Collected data
>>
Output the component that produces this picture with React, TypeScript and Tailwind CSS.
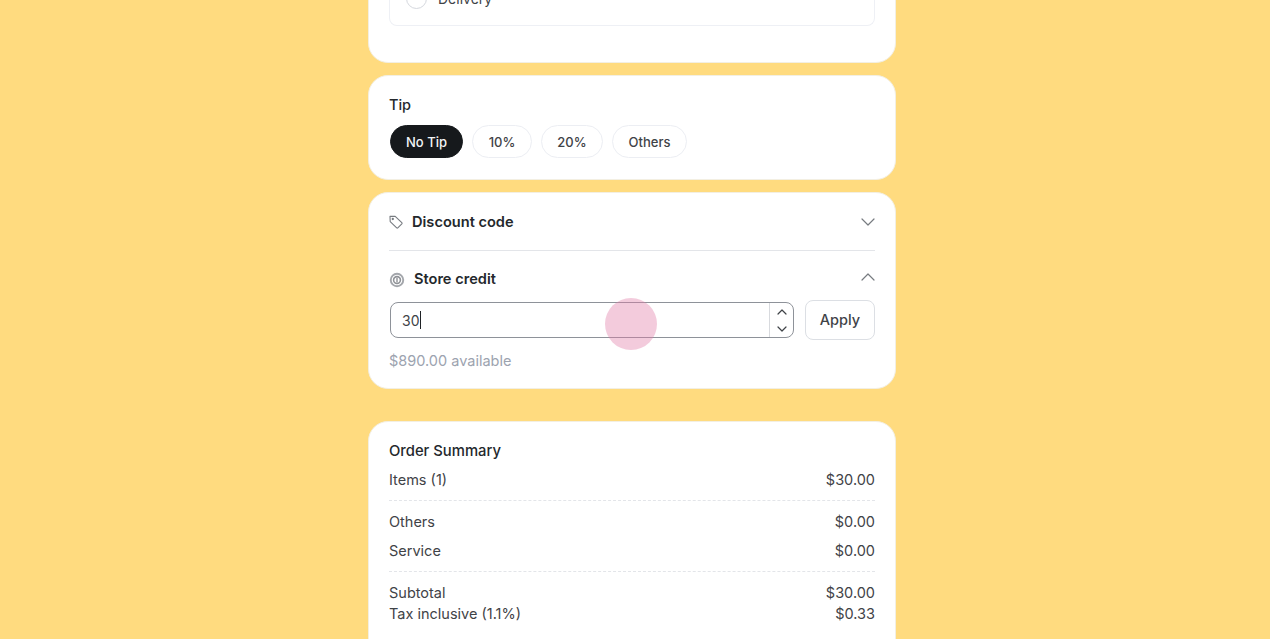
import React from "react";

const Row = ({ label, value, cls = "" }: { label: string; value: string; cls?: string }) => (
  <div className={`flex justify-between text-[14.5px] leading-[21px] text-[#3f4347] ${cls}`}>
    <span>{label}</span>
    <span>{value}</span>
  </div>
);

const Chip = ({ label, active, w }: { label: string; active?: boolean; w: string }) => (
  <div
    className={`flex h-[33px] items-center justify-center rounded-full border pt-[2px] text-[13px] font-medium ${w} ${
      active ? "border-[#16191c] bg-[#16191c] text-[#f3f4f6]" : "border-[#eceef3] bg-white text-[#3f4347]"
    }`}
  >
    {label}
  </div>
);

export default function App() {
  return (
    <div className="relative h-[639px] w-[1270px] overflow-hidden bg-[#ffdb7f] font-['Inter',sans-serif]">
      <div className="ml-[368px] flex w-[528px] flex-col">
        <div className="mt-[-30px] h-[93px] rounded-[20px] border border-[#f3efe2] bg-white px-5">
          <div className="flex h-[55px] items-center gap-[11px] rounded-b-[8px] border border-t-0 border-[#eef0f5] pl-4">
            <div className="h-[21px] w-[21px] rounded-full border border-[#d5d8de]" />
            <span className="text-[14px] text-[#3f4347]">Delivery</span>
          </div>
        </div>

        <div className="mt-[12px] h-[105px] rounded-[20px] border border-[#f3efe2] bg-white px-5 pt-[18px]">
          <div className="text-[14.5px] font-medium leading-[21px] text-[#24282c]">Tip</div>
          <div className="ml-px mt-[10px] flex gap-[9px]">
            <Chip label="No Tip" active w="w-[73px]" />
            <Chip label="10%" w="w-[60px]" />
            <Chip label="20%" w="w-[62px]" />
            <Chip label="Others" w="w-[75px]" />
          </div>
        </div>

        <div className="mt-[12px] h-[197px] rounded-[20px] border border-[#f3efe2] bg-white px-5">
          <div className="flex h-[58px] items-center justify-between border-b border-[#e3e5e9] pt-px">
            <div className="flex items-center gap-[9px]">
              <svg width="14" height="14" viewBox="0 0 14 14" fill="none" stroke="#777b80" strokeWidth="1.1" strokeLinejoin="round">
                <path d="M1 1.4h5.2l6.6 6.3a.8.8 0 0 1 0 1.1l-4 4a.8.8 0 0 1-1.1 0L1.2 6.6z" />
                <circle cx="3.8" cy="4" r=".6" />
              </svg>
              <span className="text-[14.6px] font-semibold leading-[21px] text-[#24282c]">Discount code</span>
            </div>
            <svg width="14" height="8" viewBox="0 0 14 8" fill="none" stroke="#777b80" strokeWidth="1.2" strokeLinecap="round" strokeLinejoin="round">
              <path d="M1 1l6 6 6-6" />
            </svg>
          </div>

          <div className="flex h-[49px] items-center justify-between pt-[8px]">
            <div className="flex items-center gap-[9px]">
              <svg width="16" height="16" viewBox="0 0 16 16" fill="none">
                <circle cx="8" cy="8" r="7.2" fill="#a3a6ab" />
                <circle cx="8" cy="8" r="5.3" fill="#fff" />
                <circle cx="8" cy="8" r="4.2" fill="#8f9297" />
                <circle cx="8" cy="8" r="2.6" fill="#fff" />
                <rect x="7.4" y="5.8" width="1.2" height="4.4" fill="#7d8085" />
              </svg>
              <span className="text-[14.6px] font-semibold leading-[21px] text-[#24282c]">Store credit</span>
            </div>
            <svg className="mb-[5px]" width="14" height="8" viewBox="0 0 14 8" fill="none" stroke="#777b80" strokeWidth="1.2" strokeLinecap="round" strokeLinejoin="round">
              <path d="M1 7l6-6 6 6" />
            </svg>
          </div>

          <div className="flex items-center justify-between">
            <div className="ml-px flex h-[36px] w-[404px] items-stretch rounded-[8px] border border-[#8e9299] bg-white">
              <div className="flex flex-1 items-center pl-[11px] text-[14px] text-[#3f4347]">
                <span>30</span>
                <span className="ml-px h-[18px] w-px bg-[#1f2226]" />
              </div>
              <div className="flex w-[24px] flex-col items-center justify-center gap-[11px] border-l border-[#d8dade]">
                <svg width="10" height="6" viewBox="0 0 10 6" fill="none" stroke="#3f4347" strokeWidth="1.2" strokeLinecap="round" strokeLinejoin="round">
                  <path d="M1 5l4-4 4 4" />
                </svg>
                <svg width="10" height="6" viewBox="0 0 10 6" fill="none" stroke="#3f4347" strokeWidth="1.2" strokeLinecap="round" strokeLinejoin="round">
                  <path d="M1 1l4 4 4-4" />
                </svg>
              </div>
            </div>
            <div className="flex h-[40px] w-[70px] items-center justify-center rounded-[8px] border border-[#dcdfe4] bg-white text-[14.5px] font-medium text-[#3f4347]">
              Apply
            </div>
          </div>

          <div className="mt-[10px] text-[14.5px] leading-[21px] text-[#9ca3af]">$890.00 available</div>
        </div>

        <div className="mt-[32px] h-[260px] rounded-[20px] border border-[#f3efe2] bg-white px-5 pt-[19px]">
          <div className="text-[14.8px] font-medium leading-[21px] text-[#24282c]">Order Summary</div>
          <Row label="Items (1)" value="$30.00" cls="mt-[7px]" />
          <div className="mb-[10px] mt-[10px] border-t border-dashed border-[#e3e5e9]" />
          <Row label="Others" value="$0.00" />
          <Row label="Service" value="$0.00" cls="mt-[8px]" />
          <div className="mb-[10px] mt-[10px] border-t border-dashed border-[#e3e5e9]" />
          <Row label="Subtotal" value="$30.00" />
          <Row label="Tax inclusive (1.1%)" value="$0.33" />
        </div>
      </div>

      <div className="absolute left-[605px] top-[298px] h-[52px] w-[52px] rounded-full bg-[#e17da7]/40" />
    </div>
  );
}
<<
>>
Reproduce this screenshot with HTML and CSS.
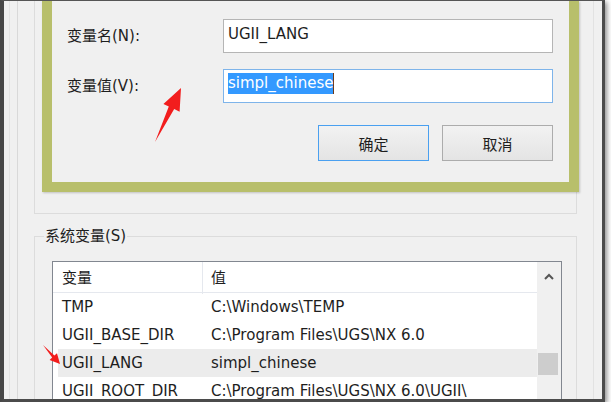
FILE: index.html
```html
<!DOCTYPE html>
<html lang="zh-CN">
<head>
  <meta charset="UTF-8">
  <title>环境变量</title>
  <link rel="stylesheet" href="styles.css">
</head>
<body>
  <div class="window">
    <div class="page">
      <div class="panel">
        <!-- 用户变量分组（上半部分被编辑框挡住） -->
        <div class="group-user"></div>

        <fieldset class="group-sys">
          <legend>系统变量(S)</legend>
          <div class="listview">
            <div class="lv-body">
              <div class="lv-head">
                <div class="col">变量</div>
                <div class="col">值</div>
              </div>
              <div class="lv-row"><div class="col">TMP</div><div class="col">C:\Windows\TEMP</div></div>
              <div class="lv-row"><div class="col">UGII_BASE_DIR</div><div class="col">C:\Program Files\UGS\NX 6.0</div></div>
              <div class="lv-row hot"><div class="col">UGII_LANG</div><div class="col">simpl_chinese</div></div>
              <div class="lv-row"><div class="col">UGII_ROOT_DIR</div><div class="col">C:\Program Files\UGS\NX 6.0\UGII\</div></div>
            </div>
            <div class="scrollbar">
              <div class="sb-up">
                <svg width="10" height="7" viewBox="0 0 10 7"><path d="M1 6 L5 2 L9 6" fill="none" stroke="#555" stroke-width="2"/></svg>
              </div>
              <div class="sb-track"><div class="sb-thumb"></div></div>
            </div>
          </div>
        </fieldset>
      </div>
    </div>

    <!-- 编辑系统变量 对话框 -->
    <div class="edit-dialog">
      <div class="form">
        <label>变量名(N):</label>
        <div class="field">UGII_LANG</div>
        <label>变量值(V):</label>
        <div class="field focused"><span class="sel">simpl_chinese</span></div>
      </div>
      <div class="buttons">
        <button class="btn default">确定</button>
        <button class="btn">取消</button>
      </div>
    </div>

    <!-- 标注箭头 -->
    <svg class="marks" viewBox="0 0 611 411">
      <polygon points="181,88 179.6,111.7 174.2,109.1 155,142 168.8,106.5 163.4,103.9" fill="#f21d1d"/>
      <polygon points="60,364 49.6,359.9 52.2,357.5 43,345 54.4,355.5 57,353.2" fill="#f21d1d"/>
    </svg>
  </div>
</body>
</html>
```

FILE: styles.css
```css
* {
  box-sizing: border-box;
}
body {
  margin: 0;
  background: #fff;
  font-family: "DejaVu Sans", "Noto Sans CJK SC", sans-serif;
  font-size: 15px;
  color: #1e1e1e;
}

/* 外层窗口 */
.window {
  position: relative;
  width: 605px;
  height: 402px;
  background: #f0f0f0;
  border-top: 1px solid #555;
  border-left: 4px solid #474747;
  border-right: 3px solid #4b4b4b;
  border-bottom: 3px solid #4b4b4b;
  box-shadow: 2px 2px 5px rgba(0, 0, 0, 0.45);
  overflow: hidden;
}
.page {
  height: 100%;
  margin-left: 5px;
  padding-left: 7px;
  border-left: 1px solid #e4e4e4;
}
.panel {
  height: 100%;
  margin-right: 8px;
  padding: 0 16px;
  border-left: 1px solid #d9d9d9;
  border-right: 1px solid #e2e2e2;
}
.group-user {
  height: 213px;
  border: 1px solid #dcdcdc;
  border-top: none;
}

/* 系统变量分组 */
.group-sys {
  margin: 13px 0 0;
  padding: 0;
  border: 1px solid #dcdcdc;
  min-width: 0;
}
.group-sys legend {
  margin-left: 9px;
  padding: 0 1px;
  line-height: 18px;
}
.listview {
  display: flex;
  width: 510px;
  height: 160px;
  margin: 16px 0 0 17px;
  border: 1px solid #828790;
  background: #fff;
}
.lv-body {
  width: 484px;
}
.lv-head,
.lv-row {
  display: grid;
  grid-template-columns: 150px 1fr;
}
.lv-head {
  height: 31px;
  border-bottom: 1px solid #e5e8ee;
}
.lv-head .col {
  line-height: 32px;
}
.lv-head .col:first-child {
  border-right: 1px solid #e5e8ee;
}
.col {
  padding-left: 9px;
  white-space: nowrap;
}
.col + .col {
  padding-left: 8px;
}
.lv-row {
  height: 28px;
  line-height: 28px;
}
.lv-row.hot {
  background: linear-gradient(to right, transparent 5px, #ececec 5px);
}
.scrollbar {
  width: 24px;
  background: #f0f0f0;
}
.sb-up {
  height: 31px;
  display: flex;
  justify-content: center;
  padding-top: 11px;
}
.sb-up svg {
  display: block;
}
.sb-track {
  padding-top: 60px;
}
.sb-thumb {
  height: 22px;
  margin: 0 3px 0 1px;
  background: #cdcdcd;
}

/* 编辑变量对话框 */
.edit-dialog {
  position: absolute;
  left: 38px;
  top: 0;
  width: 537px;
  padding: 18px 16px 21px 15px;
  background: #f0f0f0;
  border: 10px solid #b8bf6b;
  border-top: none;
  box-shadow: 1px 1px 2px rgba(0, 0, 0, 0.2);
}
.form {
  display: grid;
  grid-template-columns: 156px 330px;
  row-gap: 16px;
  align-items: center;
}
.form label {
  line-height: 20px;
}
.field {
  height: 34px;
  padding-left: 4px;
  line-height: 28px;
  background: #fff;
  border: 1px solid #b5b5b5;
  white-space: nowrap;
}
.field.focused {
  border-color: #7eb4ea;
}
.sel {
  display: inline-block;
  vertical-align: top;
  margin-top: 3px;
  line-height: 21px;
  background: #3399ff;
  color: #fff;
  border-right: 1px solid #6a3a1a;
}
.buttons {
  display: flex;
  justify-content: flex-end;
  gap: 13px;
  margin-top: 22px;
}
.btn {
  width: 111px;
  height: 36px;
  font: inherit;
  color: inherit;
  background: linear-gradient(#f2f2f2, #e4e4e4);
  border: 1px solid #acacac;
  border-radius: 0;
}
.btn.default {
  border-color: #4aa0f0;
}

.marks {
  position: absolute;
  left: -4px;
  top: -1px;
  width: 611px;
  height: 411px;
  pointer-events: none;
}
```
<<
>>
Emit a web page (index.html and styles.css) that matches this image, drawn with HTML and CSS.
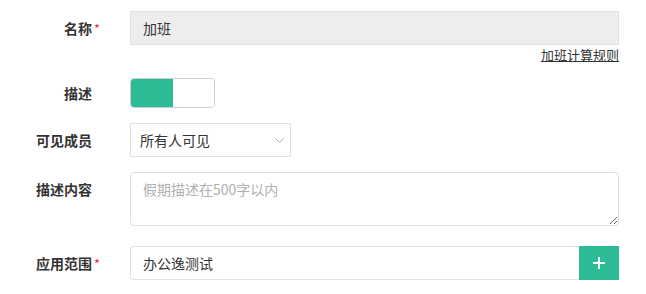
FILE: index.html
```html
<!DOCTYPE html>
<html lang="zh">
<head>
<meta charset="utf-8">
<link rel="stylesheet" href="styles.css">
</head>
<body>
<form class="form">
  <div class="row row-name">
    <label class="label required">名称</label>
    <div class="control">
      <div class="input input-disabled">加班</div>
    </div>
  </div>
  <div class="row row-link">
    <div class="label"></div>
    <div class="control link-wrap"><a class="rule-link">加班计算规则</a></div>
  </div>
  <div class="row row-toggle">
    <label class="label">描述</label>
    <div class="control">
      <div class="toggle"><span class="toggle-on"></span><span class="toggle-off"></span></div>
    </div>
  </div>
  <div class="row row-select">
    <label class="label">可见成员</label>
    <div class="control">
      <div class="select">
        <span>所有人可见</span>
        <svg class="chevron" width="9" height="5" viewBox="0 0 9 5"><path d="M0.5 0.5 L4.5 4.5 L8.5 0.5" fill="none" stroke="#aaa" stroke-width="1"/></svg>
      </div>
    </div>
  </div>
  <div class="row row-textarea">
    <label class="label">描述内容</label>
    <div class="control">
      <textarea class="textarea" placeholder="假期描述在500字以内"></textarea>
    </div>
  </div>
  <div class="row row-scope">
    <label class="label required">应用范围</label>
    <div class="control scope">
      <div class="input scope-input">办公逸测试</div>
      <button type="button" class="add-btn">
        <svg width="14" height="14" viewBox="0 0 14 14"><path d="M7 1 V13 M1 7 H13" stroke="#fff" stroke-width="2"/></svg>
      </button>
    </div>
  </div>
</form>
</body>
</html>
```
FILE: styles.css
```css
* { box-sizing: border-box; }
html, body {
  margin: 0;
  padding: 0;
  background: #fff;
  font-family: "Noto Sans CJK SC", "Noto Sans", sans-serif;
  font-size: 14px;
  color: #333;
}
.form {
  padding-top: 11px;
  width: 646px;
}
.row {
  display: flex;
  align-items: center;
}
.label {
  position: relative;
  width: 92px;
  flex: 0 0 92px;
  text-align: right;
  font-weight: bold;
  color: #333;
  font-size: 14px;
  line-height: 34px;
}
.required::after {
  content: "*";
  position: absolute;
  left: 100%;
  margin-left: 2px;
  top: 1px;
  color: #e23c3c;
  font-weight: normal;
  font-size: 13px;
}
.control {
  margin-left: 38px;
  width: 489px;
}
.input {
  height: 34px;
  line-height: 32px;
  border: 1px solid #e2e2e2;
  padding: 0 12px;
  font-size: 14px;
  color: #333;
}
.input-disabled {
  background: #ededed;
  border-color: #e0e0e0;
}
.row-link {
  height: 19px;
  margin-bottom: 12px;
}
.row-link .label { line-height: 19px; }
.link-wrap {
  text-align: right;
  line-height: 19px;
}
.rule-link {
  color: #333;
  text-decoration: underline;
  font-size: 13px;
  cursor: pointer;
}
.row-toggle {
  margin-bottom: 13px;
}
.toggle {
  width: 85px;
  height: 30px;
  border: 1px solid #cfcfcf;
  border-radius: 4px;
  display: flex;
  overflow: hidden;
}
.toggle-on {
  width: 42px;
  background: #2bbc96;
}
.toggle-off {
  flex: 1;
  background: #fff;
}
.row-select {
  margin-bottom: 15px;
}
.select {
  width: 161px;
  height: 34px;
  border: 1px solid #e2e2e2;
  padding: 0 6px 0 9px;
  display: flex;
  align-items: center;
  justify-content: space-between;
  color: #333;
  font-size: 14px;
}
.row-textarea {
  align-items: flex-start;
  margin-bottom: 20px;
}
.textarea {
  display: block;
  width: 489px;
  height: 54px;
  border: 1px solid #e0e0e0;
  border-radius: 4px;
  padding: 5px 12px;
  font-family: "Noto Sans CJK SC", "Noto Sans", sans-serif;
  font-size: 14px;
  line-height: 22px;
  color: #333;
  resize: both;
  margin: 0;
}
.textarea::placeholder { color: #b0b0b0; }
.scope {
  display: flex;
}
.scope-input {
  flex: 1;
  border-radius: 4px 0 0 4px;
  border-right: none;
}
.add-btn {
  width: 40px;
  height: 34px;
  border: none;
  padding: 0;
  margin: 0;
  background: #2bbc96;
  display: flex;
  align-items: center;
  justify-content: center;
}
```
<<
## Task prompt
Above are the records; copy exactly the lines from the one with "Output the component" through the one with "import React from", including both, and nothing more. Leave out pictures.

## Solved exercise
Output the component that produces this picture with React, TypeScript and Tailwind CSS.
import React from "react";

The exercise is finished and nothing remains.